Такое раздвоение кажется неизбежным, но его причину трудно сразу же распознать. Прежде всего оно проявляет себя в виде конфликта между семьей и теми более крупными коллективами, в состав которых входит отдельный человек. Мы уже догадались, что одним из главных устремлений культуры является объединение людей в большие единства. Семья, однако, не хочет освободить человека. Чем теснее связь членов семьи друг с другом, тем больше и чаще они склонны отгораживаться от других и тем труднее для них становится вхождение в более широкий круговорот жизни. Более старая филогенетически (а в детстве исключительная) форма совместной жизни противится смене позднее приобретенной культурной формой. Отделение юноши от семьи становится задачей, при разрешении которой общество ему зачастую помогает ритуалами празднования половой зрелости и принятия в среду взрослых. Получается впечатление, что эти трудности свойственны каждому психическому, а по существу и каждому органическому развитию.

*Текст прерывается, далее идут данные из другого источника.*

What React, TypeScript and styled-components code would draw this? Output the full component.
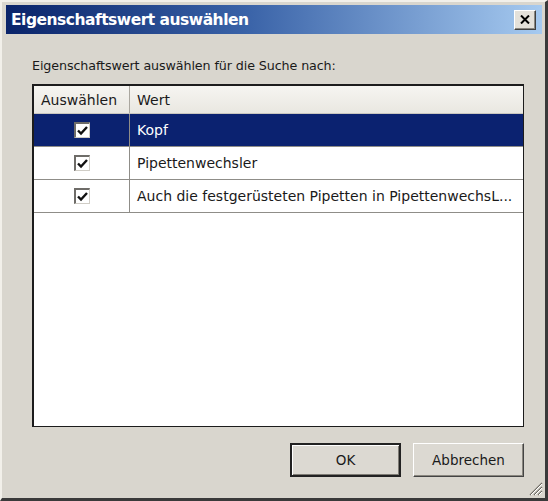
import React from "react";
import styled, { createGlobalStyle } from "styled-components";

const Global = createGlobalStyle`
  html, body { margin: 0; padding: 0; background: #d8d5cd; }
  * { box-sizing: border-box; }
`;

const Frame = styled.div`
  position: relative;
  width: 548px;
  height: 501px;
  background: #d9d6ce;
  border-left: 2px solid #f2f0ea;
  border-top: 2px solid #f2f0ea;
  border-right: 3px solid #3a3a3a;
  border-bottom: 3px solid #3a3a3a;
  display: flex;
  flex-direction: column;
  font-family: "DejaVu Sans", "Liberation Sans", sans-serif;
`;

const TitleBar = styled.div`
  margin: 3px 3px 0 4px;
  height: 29px;
  background: linear-gradient(to right, #0a246a 0%, #3a63a8 45%, #a6caf0 100%);
  display: flex;
  align-items: center;
  justify-content: space-between;
  padding: 0 6px 0 5px;
`;

const Title = styled.span`
  color: #fff;
  font-family: "DejaVu Sans", sans-serif;
  font-weight: bold;
  font-size: 15.5px;
  letter-spacing: -0.5px;
`;

const CloseBtn = styled.div`
  width: 22px;
  height: 20px;
  background: #e4e1da;
  border-top: 1px solid #ffffff;
  border-left: 1px solid #ffffff;
  border-right: 1px solid #404040;
  border-bottom: 1px solid #404040;
  box-shadow: inset -1px -1px 0 #8a8780;
  display: flex;
  align-items: center;
  justify-content: center;
`;

const Content = styled.div`
  flex: 1;
  display: flex;
  flex-direction: column;
  padding: 24px 21px 21px 30px;
`;

const Prompt = styled.div`
  font-size: 12.7px;
  color: #1a1a1a;
  margin-bottom: 11px;
  letter-spacing: -0.1px;
`;

const ListBox = styled.div`
  flex: 1;
  background: #fff;
  border: 2px solid #1c1c1c;
  border-right-width: 1px;
  border-bottom-width: 1px;
  display: flex;
  flex-direction: column;
`;

const Header = styled.div`
  display: grid;
  grid-template-columns: 96px 1fr;
  height: 28px;
  background: linear-gradient(#f6f5f1, #e9e7e1);
  border-bottom: 1px solid #c9c6bf;
`;

const HeadCell = styled.div<{ $divider?: boolean }>`
  display: flex;
  align-items: center;
  padding-left: 7px;
  font-size: 14px;
  color: #1a1a1a;
  border-right: ${(p) => (p.$divider ? "1px solid #aaa79f" : "none")};
`;

const Row = styled.div<{ $selected?: boolean }>`
  display: grid;
  grid-template-columns: 96px 1fr;
  height: 33px;
  background: ${(p) => (p.$selected ? "#0b2270" : "#fff")};
  color: ${(p) => (p.$selected ? "#fff" : "#1a1a1a")};
  border-bottom: 1px solid #8f8d88;
`;

const CheckCell = styled.div`
  display: flex;
  align-items: center;
  justify-content: center;
  border-right: 1px solid #8f8d88;
`;

const TextCell = styled.div`
  display: flex;
  align-items: center;
  padding-left: 7px;
  font-size: 14px;
  white-space: nowrap;
  overflow: hidden;
`;

const Box = styled.div`
  width: 16px;
  height: 16px;
  background: #fff;
  border-top: 2px solid #6e6c68;
  border-left: 2px solid #6e6c68;
  border-right: 1px solid #d0cdc6;
  border-bottom: 1px solid #d0cdc6;
  display: flex;
  align-items: center;
  justify-content: center;
`;

const Footer = styled.div`
  display: flex;
  justify-content: flex-end;
  gap: 12px;
  padding-top: 16px;
`;

const Button = styled.div<{ $default?: boolean }>`
  width: 111px;
  height: 34px;
  display: flex;
  align-items: center;
  justify-content: center;
  font-size: 13.5px;
  color: #1a1a1a;
  background: #dcd9d2;
  border: ${(p) => (p.$default ? "2px solid #222" : "1px solid #fff")};
  ${(p) => (p.$default ? "" : "border-right-color: #444; border-bottom-color: #444;")}
  box-shadow: ${(p) =>
    p.$default
      ? "inset 1px 1px 0 #fff, inset -1px -1px 0 #7e7b74"
      : "inset -1px -1px 0 #8a877f"};
`;

const Grip = styled.svg`
  position: absolute;
  right: 2px;
  bottom: 2px;
`;

const Check = () => (
  <svg width="11" height="10" viewBox="0 0 11 10">
    <path d="M1 4.5 L4 7.5 L10 1" stroke="#111" strokeWidth="2.4" fill="none" />
  </svg>
);

const rows = [
  { text: "Kopf", selected: true },
  { text: "Pipettenwechsler" },
  { text: "Auch die festgerüsteten Pipetten in PipettenwechsL..." },
];

export default function App() {
  return (
    <>
      <Global />
      <Frame>
        <TitleBar>
          <Title>Eigenschaftswert auswählen</Title>
          <CloseBtn>
            <svg width="10" height="9" viewBox="0 0 10 9">
              <path d="M1 0.5 L9 8.5 M9 0.5 L1 8.5" stroke="#000" strokeWidth="2" />
            </svg>
          </CloseBtn>
        </TitleBar>
        <Content>
          <Prompt>Eigenschaftswert auswählen für die Suche nach:</Prompt>
          <ListBox>
            <Header>
              <HeadCell $divider>Auswählen</HeadCell>
              <HeadCell>Wert</HeadCell>
            </Header>
            {rows.map((r) => (
              <Row key={r.text} $selected={r.selected}>
                <CheckCell>
                  <Box>
                    <Check />
                  </Box>
                </CheckCell>
                <TextCell>{r.text}</TextCell>
              </Row>
            ))}
          </ListBox>
          <Footer>
            <Button $default>OK</Button>
            <Button>Abbrechen</Button>
          </Footer>
        </Content>
        <Grip width="16" height="16" viewBox="0 0 16 16">
          <path d="M15 3 L3 15 M15 7 L7 15 M15 11 L11 15" stroke="#6e6b64" strokeWidth="1.2" />
          <path d="M15 4 L4 15 M15 8 L8 15 M15 12 L12 15" stroke="#fff" strokeWidth="1" />
        </Grip>
      </Frame>
    </>
  );
}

Затем в конфликт с культурой вступают и женщины, осуществляя то же самое сдерживающее и тормозящее влияние, которое вначале проистекало из требований их любви и было положено в основу культуры. Женщины представляют интересы семьи и сексуальной жизни; культурная деятельность все больше и больше становилась делом мужчин и всегда ставила перед ними тяжелые задачи, принуждая их к сублимации первичных позывов, к чему женщины менее приспособлены. Так как человек не располагает неистощимым запасом психической энергии, он должен разрешать свои задачи при помощи целесообразного распределения либидо. То, что он тратит на достижение культурных целей, он отнимает главным образом от женщины и сексуальной жизни; постоянное общение с мужчинами, его зависимость от отношений с ними отчуждают его даже от обязанностей мужа или отца. Так требованиями культуры женщина оттесняется на второй план и вступает с ней во враждебное отношение.